> _Stated task_
Scan the lines below; pull out those with "screenshot".

> _Records to process_

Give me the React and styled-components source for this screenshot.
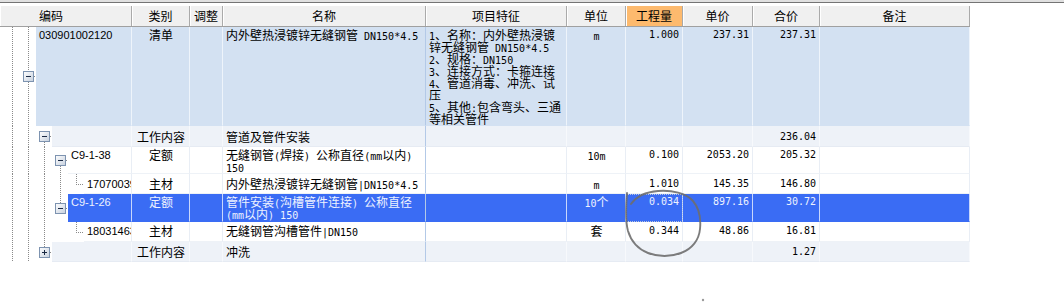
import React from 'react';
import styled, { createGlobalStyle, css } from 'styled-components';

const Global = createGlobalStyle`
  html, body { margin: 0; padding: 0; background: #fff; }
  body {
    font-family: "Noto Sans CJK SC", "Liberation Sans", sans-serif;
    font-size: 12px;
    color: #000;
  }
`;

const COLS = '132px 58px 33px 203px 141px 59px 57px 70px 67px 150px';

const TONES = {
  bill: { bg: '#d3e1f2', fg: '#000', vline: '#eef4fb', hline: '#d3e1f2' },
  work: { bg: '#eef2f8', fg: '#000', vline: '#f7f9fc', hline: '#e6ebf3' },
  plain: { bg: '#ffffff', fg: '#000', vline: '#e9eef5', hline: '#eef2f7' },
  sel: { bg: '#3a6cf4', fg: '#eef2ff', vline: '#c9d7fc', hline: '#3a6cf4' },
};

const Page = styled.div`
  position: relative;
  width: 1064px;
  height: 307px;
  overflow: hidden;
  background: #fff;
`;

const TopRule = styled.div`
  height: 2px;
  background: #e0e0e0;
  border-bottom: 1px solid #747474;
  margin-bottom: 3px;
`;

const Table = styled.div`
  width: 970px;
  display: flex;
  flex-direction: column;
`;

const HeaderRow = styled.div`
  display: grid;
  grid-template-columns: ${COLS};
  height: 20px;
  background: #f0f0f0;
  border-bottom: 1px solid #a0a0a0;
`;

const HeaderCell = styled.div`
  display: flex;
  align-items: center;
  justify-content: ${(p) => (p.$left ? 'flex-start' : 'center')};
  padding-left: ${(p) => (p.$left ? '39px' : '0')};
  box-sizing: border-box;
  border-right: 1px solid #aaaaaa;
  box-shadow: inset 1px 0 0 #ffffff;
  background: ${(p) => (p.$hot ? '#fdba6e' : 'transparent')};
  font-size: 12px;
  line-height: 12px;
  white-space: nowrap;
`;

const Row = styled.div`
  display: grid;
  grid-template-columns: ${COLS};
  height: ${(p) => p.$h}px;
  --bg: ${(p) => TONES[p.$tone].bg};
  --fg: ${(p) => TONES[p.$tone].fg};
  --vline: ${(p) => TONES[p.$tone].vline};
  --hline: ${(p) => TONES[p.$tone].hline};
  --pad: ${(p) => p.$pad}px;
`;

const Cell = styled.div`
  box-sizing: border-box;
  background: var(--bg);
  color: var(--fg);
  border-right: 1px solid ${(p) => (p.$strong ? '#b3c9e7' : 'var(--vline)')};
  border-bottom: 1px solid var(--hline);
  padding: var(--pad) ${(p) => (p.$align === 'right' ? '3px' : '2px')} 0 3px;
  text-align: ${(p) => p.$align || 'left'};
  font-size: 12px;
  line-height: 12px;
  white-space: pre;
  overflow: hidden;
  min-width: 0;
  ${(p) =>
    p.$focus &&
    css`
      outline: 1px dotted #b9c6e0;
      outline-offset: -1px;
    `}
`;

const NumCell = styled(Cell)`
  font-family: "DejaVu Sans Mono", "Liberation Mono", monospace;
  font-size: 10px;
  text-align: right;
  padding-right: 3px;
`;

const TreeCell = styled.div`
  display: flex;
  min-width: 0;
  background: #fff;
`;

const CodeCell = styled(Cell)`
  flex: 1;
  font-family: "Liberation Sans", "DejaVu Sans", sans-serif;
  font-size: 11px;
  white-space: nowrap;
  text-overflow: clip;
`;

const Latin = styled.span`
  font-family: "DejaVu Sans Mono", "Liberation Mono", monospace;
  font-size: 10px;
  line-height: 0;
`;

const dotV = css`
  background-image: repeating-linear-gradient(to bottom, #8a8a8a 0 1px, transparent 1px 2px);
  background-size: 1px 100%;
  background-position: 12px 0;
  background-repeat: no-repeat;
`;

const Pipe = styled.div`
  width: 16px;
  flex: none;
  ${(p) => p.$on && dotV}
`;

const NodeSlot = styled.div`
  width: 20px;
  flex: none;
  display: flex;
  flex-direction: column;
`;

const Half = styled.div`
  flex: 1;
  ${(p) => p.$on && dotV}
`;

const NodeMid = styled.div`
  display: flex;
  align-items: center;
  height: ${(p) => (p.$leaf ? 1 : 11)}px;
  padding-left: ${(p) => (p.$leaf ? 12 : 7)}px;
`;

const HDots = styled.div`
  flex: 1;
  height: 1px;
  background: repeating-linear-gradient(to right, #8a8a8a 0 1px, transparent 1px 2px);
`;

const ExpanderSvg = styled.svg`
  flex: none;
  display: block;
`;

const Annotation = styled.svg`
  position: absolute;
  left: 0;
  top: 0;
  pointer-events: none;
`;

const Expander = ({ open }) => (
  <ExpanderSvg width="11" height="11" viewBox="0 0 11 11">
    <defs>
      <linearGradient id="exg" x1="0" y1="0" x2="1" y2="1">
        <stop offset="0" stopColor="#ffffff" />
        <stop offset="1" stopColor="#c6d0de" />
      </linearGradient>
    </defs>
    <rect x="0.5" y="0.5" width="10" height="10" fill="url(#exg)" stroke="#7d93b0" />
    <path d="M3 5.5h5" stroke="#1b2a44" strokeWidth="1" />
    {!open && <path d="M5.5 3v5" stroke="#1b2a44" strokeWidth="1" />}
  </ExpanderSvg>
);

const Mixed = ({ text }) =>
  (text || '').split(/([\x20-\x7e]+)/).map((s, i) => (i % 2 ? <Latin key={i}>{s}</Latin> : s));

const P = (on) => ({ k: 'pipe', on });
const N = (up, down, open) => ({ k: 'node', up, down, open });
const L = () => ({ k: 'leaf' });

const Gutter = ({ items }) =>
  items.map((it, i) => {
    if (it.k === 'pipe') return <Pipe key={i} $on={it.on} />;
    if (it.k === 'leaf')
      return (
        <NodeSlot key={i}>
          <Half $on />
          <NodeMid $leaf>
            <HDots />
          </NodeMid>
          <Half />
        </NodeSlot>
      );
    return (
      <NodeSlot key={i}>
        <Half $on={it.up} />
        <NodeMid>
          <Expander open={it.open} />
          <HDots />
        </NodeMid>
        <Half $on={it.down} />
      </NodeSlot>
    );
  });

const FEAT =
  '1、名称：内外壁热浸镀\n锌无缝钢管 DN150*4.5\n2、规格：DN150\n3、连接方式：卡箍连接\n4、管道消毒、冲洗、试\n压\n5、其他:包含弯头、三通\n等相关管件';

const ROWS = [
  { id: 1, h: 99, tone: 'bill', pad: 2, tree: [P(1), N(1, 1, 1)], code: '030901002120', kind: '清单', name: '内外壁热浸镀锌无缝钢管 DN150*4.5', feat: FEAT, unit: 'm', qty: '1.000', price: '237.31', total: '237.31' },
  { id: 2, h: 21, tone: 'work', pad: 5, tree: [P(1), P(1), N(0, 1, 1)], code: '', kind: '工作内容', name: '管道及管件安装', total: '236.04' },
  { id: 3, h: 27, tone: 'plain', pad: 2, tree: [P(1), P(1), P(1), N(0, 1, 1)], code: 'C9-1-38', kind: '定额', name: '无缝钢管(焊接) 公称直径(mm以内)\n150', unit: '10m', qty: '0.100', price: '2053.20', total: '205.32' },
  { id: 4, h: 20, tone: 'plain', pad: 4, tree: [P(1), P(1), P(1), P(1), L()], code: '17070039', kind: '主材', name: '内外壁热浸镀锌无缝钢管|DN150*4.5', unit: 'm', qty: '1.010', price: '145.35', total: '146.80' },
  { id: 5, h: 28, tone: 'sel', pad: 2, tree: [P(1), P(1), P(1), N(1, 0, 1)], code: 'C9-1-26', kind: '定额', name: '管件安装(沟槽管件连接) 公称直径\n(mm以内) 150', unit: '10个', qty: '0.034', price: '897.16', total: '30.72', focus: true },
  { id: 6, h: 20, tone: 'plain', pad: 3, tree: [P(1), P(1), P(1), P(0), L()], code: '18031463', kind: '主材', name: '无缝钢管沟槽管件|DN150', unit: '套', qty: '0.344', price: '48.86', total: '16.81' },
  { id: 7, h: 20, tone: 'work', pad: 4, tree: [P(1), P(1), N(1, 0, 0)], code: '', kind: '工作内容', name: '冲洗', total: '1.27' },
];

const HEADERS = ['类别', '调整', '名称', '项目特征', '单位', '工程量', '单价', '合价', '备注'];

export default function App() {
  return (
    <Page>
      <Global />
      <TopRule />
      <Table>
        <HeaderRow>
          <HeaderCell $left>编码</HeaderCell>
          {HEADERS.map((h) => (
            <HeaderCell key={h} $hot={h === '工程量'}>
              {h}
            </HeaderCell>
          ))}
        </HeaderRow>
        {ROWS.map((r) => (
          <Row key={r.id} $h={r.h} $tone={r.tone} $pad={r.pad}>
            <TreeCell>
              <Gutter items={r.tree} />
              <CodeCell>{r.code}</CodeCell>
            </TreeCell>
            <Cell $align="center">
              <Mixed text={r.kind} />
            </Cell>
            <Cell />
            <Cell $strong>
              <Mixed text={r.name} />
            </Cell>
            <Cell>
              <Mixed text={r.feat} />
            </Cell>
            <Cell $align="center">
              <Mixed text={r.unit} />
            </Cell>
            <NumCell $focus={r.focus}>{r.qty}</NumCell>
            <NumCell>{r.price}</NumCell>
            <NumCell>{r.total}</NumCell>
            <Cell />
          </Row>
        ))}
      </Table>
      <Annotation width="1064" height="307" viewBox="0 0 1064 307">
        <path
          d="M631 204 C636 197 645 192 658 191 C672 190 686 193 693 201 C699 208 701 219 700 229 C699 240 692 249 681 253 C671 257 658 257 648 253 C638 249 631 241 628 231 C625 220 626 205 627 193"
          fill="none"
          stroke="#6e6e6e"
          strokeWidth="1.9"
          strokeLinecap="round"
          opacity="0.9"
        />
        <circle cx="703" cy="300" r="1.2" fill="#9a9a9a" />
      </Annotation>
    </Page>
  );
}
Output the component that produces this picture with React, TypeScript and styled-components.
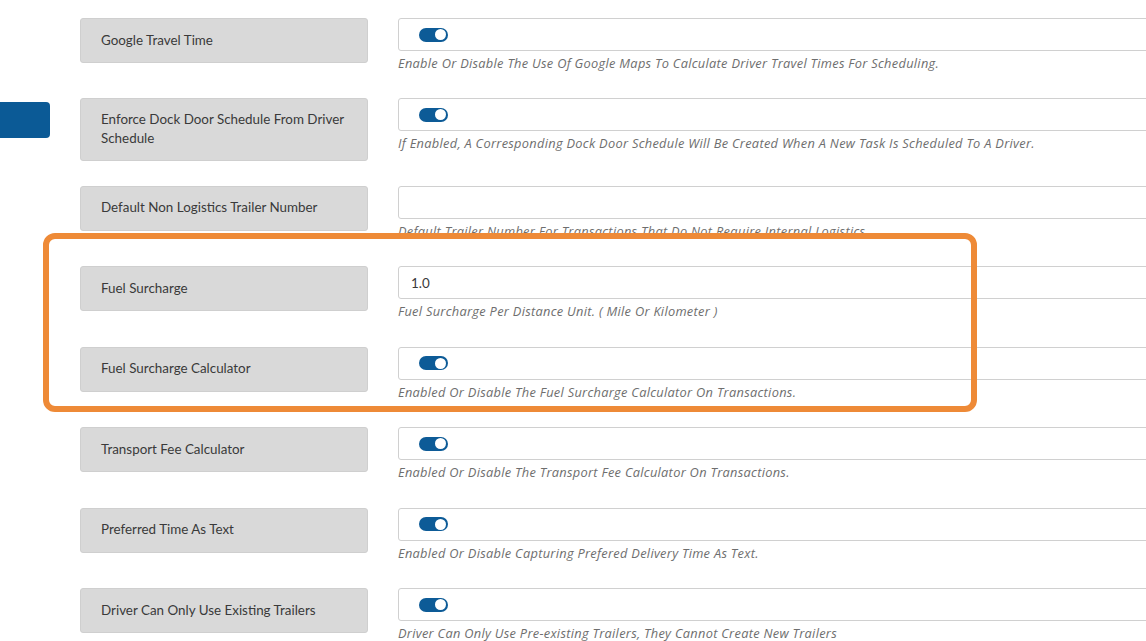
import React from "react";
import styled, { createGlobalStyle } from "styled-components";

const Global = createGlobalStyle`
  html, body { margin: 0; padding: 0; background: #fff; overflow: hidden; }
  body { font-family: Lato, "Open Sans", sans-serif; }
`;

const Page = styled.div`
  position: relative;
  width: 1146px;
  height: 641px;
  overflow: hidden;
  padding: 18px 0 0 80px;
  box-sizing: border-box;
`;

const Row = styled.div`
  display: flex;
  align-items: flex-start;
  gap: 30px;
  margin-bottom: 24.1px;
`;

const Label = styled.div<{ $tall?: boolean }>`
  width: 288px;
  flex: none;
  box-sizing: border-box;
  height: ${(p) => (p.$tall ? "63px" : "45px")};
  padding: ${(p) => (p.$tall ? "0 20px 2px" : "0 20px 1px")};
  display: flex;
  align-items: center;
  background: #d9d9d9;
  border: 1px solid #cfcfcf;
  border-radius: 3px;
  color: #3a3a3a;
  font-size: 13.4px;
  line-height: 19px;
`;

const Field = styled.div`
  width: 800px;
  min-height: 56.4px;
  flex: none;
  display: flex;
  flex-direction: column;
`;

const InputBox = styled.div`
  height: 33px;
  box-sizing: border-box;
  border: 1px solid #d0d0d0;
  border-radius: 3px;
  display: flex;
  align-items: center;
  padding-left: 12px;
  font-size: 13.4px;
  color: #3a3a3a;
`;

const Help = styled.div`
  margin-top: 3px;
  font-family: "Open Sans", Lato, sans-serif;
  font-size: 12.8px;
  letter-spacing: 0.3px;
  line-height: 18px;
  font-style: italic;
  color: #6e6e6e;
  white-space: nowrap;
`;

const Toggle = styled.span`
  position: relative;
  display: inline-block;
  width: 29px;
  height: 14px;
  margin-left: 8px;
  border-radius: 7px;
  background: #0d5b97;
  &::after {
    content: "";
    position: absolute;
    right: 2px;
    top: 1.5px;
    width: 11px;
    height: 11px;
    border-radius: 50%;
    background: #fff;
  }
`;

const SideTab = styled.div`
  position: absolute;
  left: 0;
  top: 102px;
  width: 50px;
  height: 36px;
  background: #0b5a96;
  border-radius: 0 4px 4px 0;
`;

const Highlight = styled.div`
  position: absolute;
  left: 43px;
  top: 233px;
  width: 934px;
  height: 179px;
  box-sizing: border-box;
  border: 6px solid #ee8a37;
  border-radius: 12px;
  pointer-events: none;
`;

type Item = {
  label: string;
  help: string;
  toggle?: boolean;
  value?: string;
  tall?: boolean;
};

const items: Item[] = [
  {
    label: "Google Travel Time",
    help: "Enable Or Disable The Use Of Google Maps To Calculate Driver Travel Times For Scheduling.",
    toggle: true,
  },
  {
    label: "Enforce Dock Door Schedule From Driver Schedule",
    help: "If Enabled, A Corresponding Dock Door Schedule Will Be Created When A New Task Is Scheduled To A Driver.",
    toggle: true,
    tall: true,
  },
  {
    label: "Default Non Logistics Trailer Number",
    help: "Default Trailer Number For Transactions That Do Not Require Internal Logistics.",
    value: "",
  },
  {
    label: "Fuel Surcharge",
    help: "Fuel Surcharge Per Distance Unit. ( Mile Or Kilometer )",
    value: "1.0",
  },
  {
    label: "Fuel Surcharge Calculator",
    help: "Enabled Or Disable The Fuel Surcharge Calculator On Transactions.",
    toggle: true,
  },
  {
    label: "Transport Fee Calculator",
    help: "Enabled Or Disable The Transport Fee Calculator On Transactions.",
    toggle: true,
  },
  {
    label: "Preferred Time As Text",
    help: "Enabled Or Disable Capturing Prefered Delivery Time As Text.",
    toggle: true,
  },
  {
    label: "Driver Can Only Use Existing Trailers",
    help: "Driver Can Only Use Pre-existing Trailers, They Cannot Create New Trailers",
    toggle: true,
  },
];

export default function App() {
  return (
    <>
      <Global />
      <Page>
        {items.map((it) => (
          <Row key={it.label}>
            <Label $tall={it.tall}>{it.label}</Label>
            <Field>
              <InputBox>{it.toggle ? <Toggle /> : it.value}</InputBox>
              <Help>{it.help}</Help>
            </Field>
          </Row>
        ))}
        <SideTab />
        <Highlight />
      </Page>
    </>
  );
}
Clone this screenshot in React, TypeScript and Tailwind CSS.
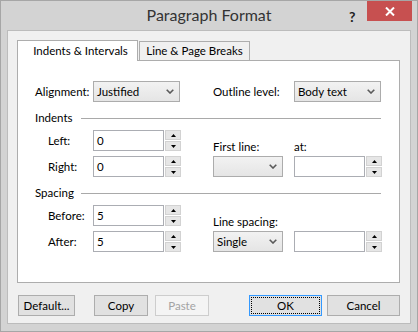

> _Answer to this exercise_
Give me the React and styled-components source for this screenshot.
Clone this screenshot in React, TypeScript and Tailwind CSS.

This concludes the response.